For Professor Sy, the question of place is as personal as it is academic. He grapples with the tension between personal history and perception of place, seeking to explain why he loves Rockford. “I am not really sure that the places in which I have lived actually had any effect on me until I decided that they affected me and demanded that I explain my life through those perceived effects; but the arbitrariness of all of this does not, in my mind, counteract their importance or validity,” he wrote to me. “130 years ago, my ancestors were living in southern China or in the northern Philippines. Like, how did we get from that to someone who really, really loves the American Midwest in just three generations, four generations or so, you know?”

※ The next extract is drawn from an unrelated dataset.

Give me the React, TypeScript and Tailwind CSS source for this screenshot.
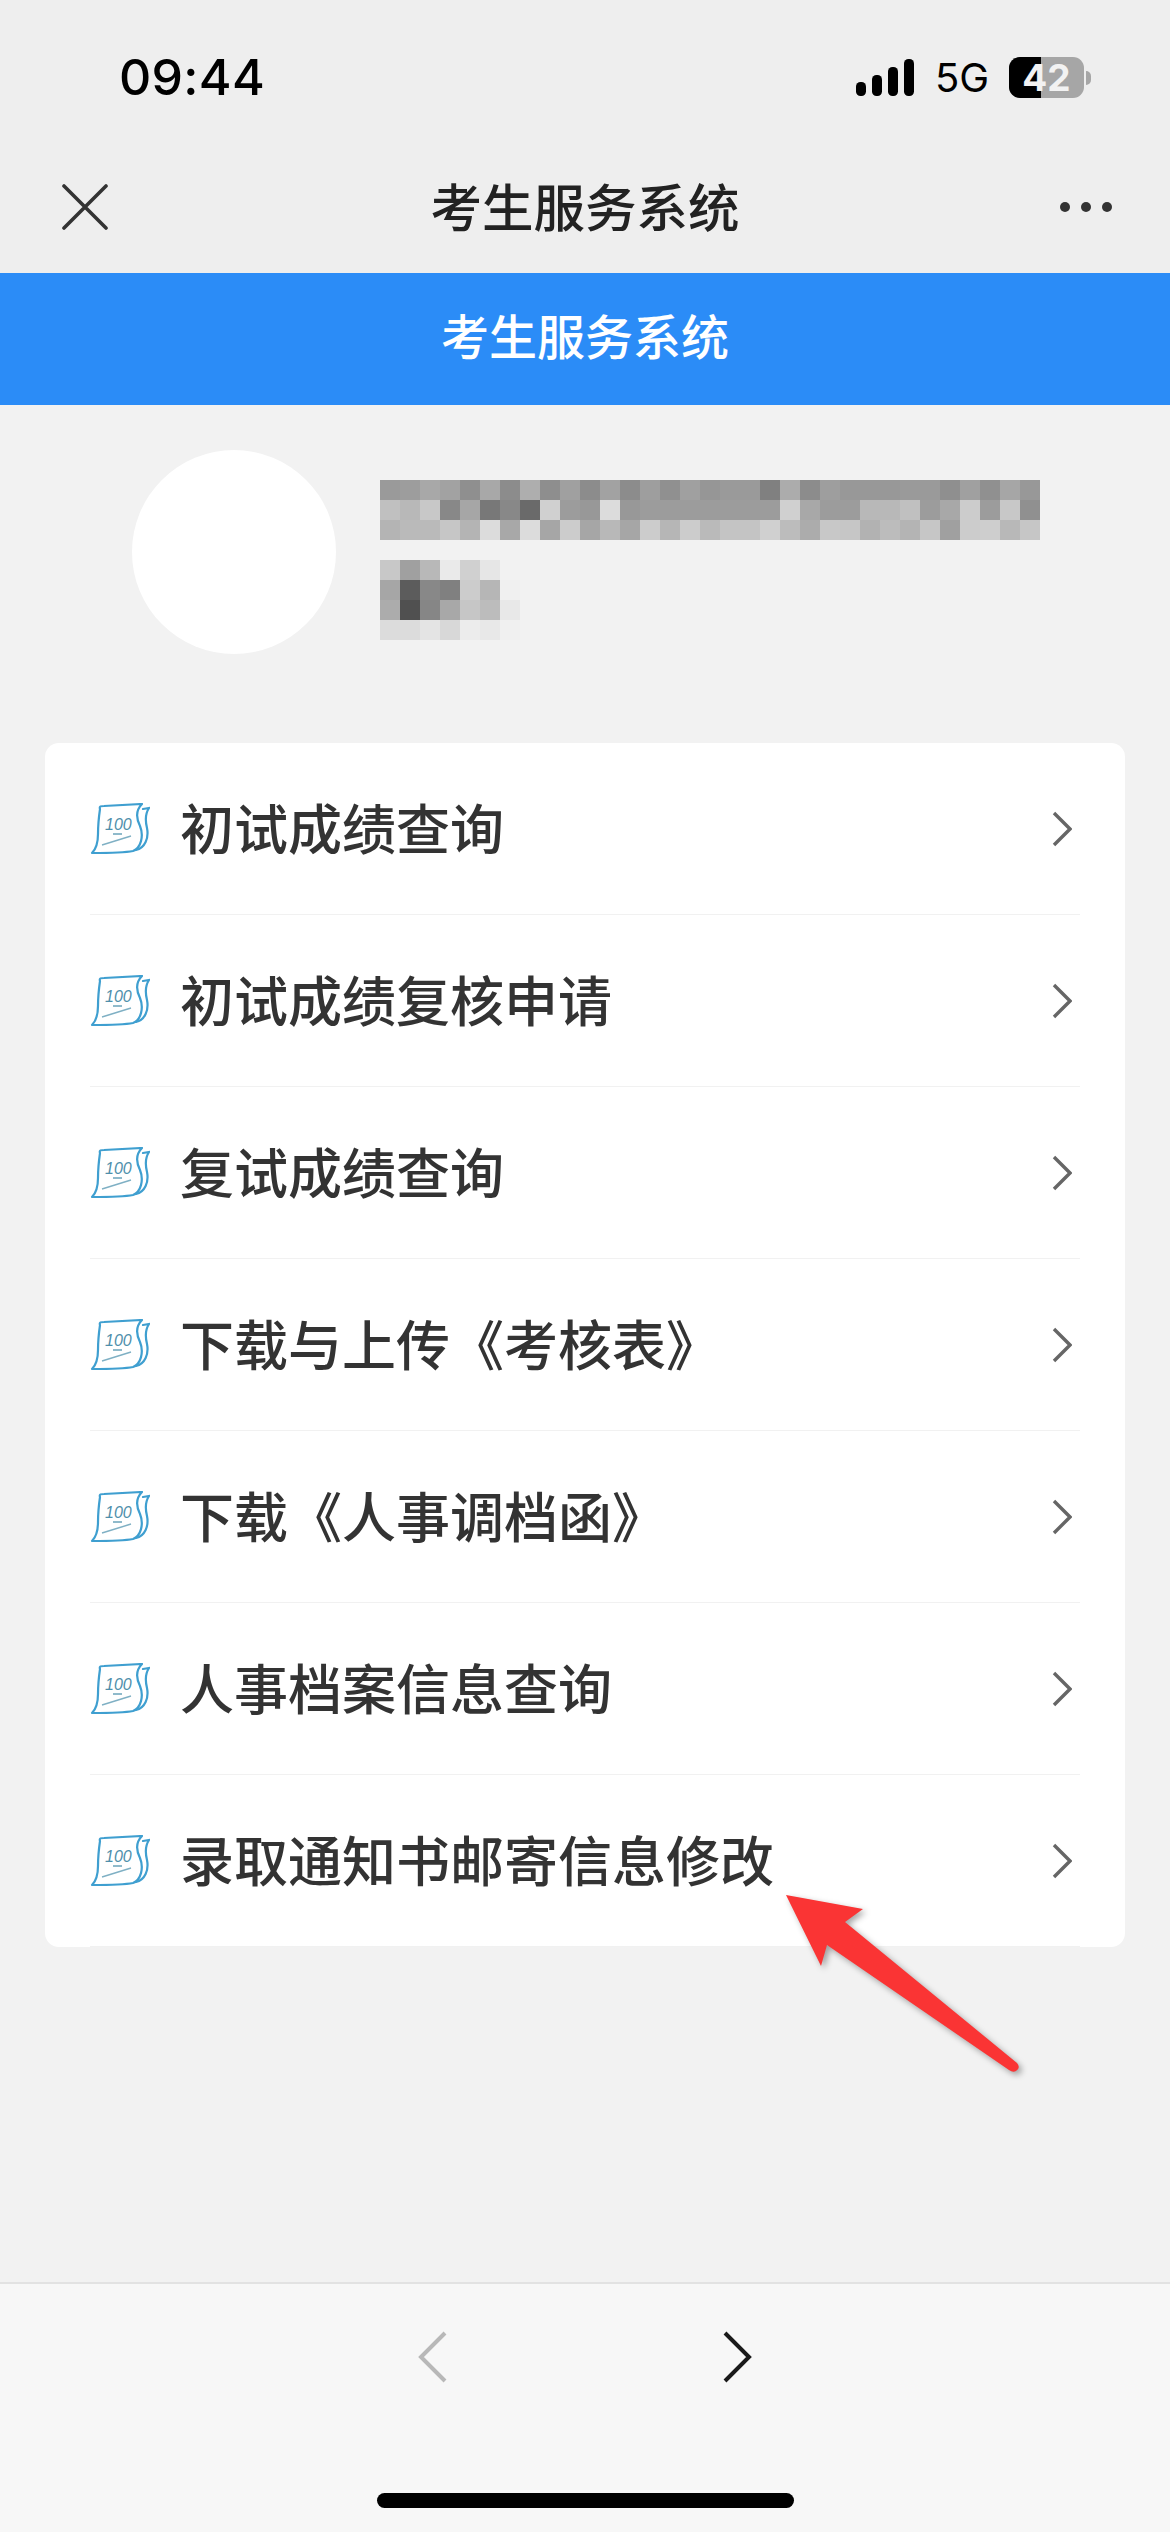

I think about myself, how I’ve never felt like I truly belonged in any one place I’ve inhabited—Shenzhen, China; Concord, Massachusetts; and now, New Haven, Connecticut—and how I’ve found homes in where lies between. I want to continue searching for answers about what tethers me to those places, even if they confound me and leave me with more questions. The task is confronting these tensions, not necessarily resolving them. Professor Sy’s philosophy resonated with me: we are, after all, “in charge of our own structuring stories.” Before wrapping up our conversation, I asked Professor Sy what has surprised him most about being at Yale. “I think I’ve just been surprised by how gentle of a place it can be…I have, in some sense, habituated to being here and being [in] New Haven,” he said. His words hung in the air. Professor Sy embraces the possibilities of a new place, which I continue to search for myself in this university. During these dizzying first weeks, it is easy to lose oneself in the pursuit of more—to feel uprooted. Our conversation reminded me that finding my place is as much about turning inward as much as it is about looking outward. Finding belonging, after all, is also an ongoing process of becoming. Professor Sy’s words remain with me during this search—I paused once again in that hour, struck by his use of the word “gentle.”